IQ zwischen 85 und 115 ist Durchschnitt
Der deutsche Psychologe William Stern kennt und befürwortet die Tests von Binet, schlägt aber am 19. April 1912 eine neue Berechnung vor. Binet hatte zwölf Fragenkomplexe für Kinder im Alter von drei bis 15 Jahren entwickelt, die für eine bestimmte geistige Reife stehen. Wenn ein Kind beispielsweise sieben Jahre alt ist, aber bereits die Fragen für Achtjährige beantworten kann, hat es ein Intelligenzalter von acht Jahren. Stern findet diese Auswertung zu schematisch und verzerrend. Er dividiert das Intelligenzalter durch die Anzahl der realen Lebensjahre und erfindet mit der Formel den Intelligenzquotienten, den IQ. Forscher, die auf seine Lehre aufbauen, multiplizieren den Quotienten später mit 100, um ganzen Zahlen zu erhalten. Eine Beispielrechnung: Ein fünfjähriges Kind löst die Fragen für Sechsjährige. Das Intelligenzalter 6 geteilt durch das Lebensalter 5, mal 100 – das Kind hat einen IQ von 120, ist also überdurchschnittlich intelligent. Wenn ein Zehnjähriger jedoch die Aufgaben der Elfjährigen lösen kann, hat er nur einen IQ von 110. Nach Sterns Formel sinkt der IQ beständig, weil das Intelligenzalter langsamer zunimmt als das Lebensalter. Wessen geistiges Alter genau dem Lebensalter entspricht, verfügt über einen IQ von 100. Hat jemand einen IQ von unter 70, gilt er als geistig behindert, bei einem IQ ab 130 als hochbegabt. Die meisten Menschen, knapp 70 Prozent, verfügen über einen IQ zwischen 85 und 115.

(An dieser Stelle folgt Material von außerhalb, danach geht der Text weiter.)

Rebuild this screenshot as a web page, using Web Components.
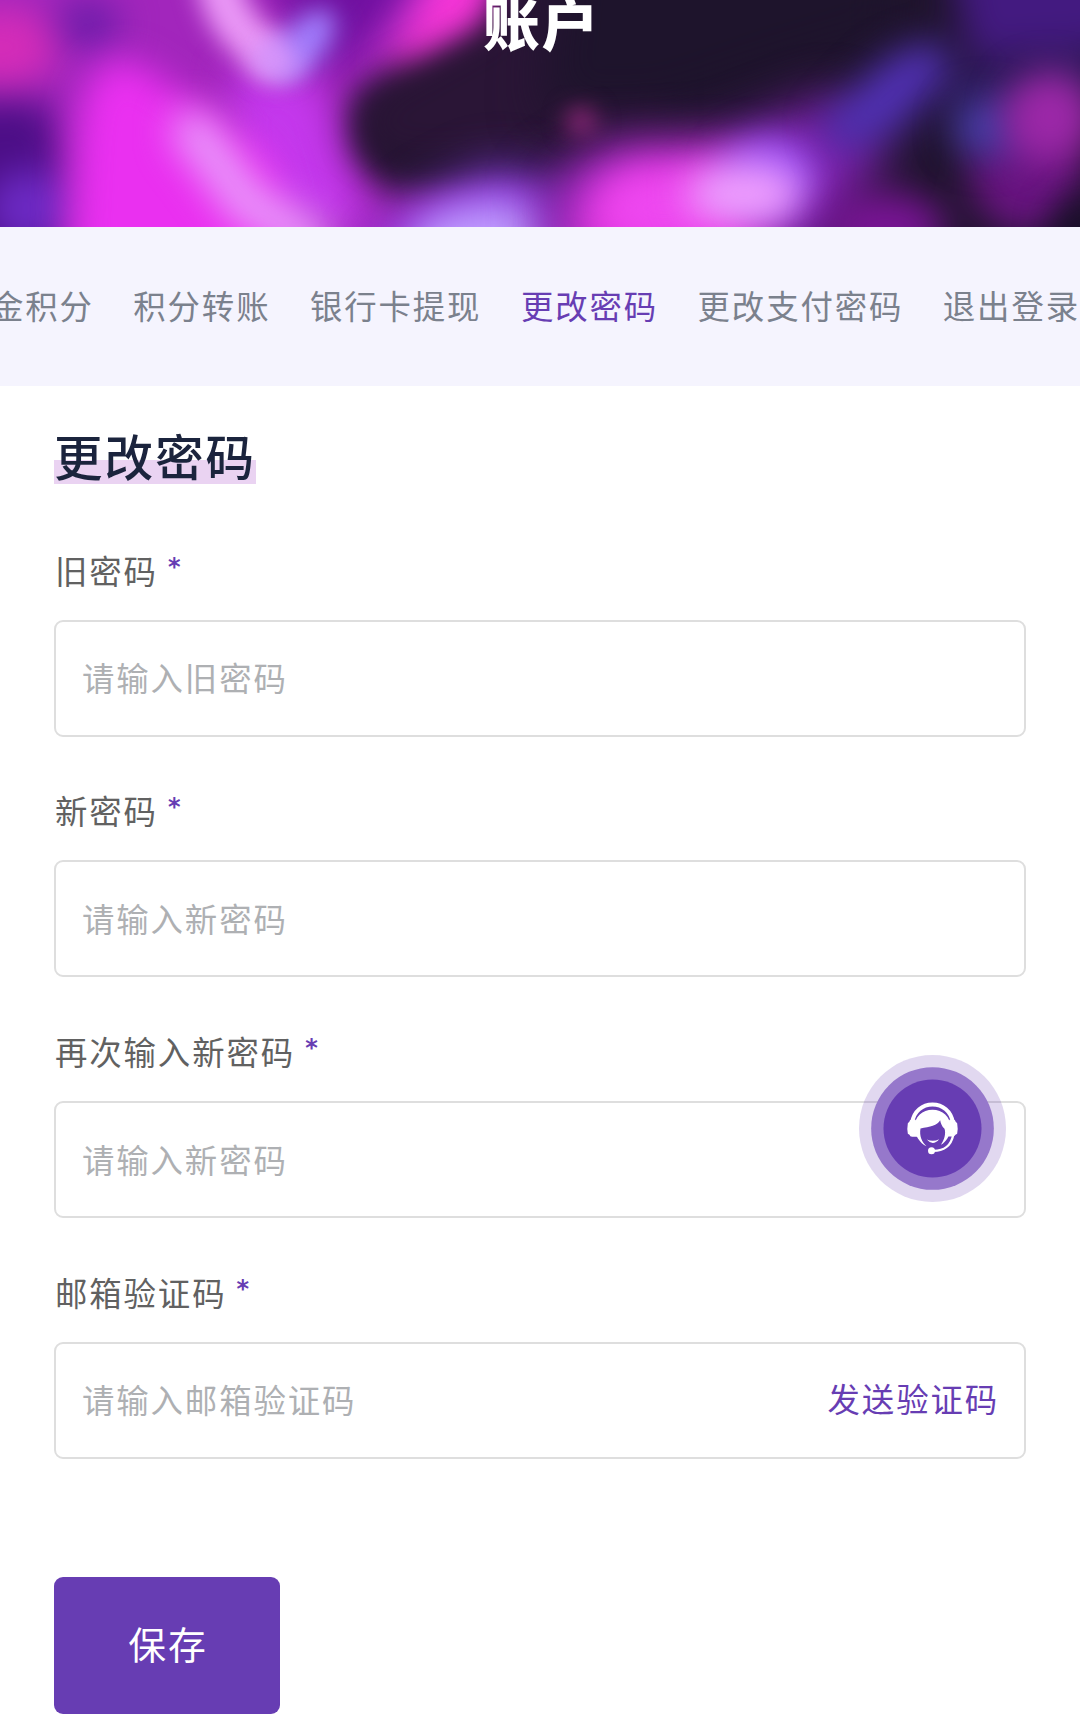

Amerikaner ermitteln IQ von Einwanderern und Soldaten
Psychologen, vor allem in den USA, glauben nun, mithilfe einer einzigen Zahl die Geistesstärke der Menschen vergleichen zu können - unabhängig vom Alter. Der IQ sämtlicher Einwanderer wird ermittelt, und 1917 vor dem Eintritt in den Ersten Weltkrieg auch der IQ von 1.726.966 Soldaten. William Stern betrachtet die Euphoriewelle um seine Entwicklung stets skeptisch. Er sieht im IQ nur eine Annäherung an das, was eine Person ausmacht. "Intelligenz ist die allgemeine Fähigkeit eines Individuums, sein Denken bewusst auf neue Forderungen einzustellen; sie ist allgemeine geistige Anpassungsfähigkeit an neue Aufgaben und Bedingungen des Lebens", schreibt er 1912. Ob er jemals seinen Intelligenzquotienten ermittelt hat, ist nicht bekannt. Für ihn ist der IQ nur eine Zahl und wie bei jeder Rechnung hält er Fehler für möglich: "Mathematisch sichere Prognosen gibt es im Menschenleben überhaupt nicht."